Running ads can bring fast results, but only if your business is ready for them. Many companies start advertising too early, spend money, and then conclude that “ads don’t work.” In most cases, ads are not the problem. The foundation is.
In this article, we explain what to fix before you start running ads so your first campaigns generate leads, sales, and reliable data — not wasted spend.
1. Clarify Your Offer and Value Proposition
If people do not immediately understand what you offer and why it is worth their time or money, your ads will struggle. This is one of the most common reasons campaigns fail, even with good targeting.
Before launching ads, make sure you can answer clearly:
- Who is this for?
- What problem does it solve?
- Why choose you over alternatives?
- What is the next step for the customer?
A strong offer and clear positioning make ads cheaper and conversions easier.
2. Build a Conversion-Focused Landing Page
Sending paid traffic to a homepage usually leads to poor results. A homepage is designed to introduce a brand, not to convert cold visitors into leads or buyers.
Before you run ads, create a landing page that includes:
- one clear goal (lead or sale),
- a strong headline and supporting points,
- proof elements (testimonials, reviews, results, logos),
- a clear call to action,
- fast loading speed and mobile-friendly layout.
If your page does not convert, increasing ad spend will only increase losses.

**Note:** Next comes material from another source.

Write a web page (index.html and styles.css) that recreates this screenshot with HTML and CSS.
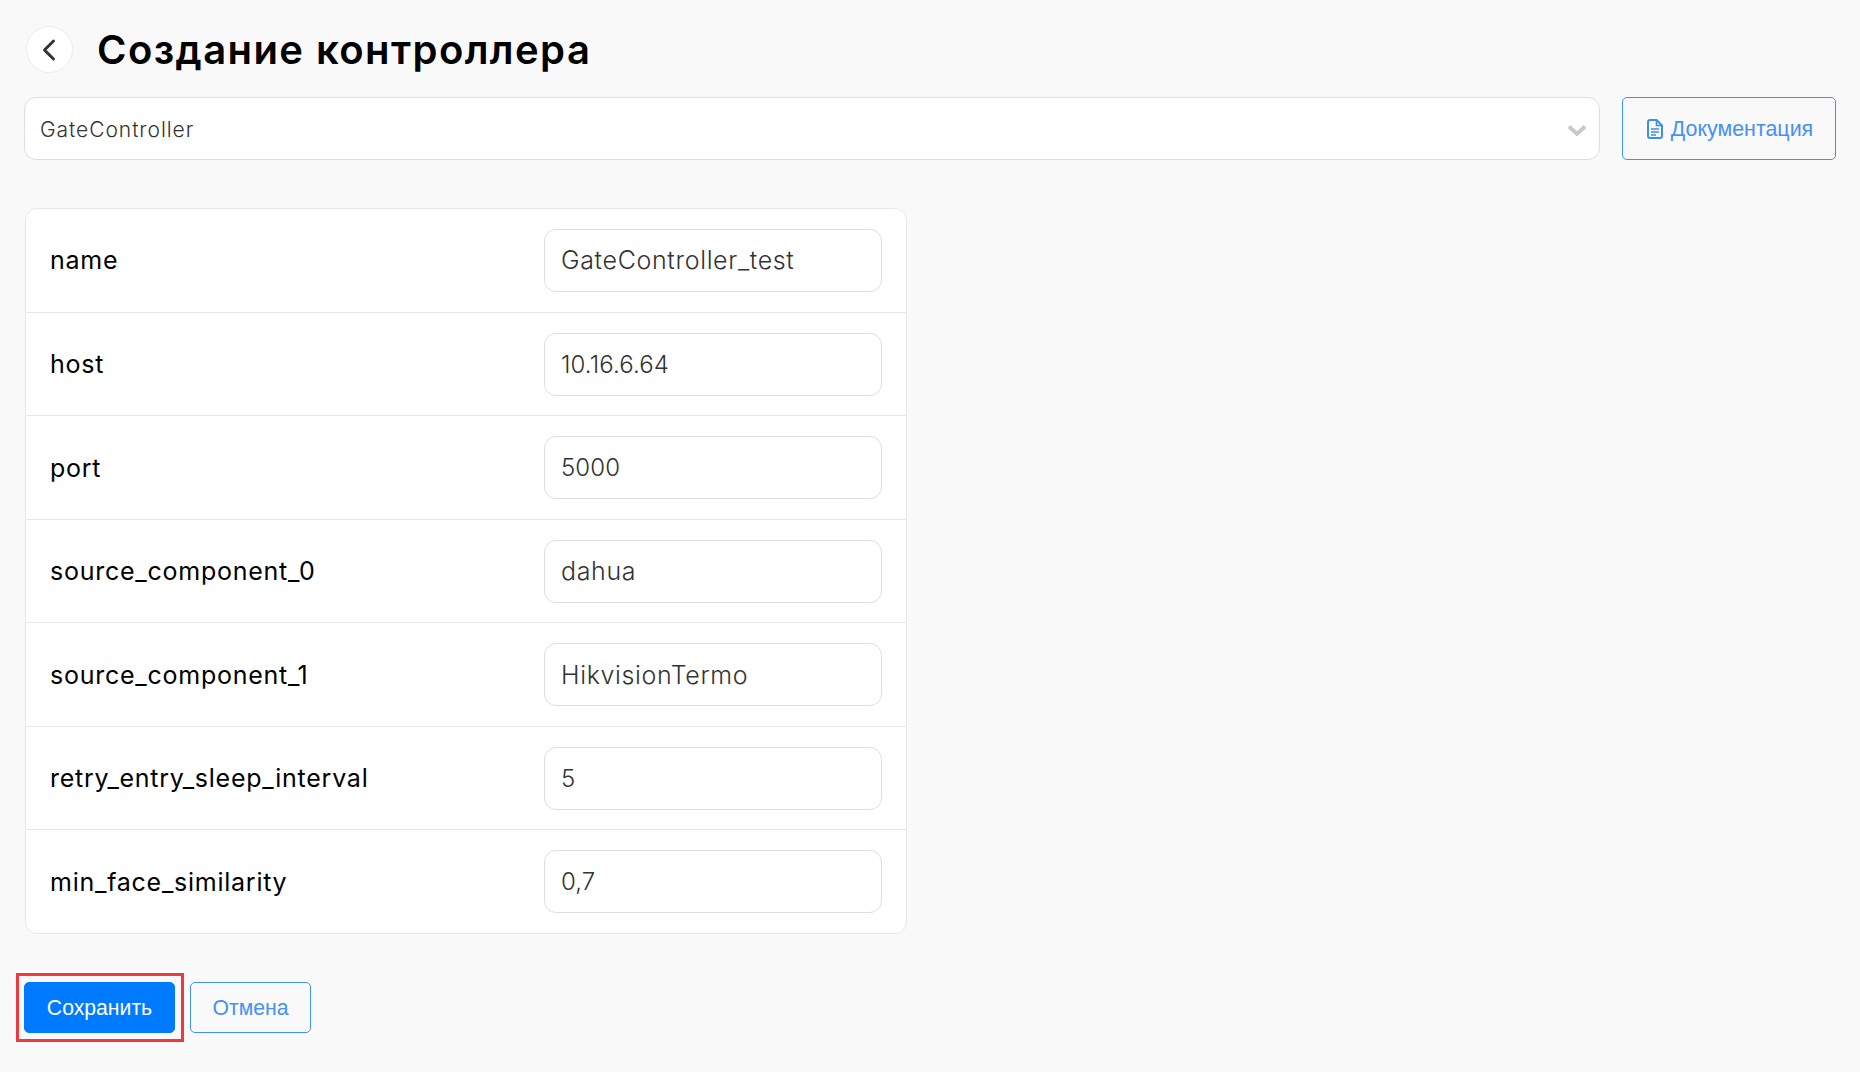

3. Set Up Tracking Correctly
Many businesses start advertising without knowing what they should measure. They look at clicks and impressions, but they cannot track real outcomes.
Before you spend money, you should be able to measure:
- leads, purchases, or key actions as conversions,
- cost per lead (CPL) or cost per acquisition (CPA),
- conversion rate,
- revenue and return on ad spend (ROAS), when relevant.
Good tracking turns marketing into a measurable system. Poor tracking turns it into guesswork.
4. Make Sure You Can Respond to Leads Fast
Ads can generate leads quickly, but many businesses lose them because they respond too slowly. This is especially common in service-based businesses.
Before launching, ensure you have:
- a clear process for handling leads,
- fast response time (especially within the first hour),
- simple scheduling or contact options,
- prepared sales messaging and follow-up.
If your lead process is slow or unclear, advertising will not fix it.
5. Align Your Budget With Realistic Testing
First campaigns should be treated as testing and learning, not instant scaling. Many brands fail because they expect strong results on day one, without enough data.
A smart starting budget should allow you to:
- test multiple creatives and messages,
- test different audiences,
- collect enough conversion data to optimize.
The goal is to find what works reliably, then scale with confidence.
6. Define What Success Looks Like
Before launching ads, set clear targets. Without targets, you cannot judge performance properly and will make emotional decisions.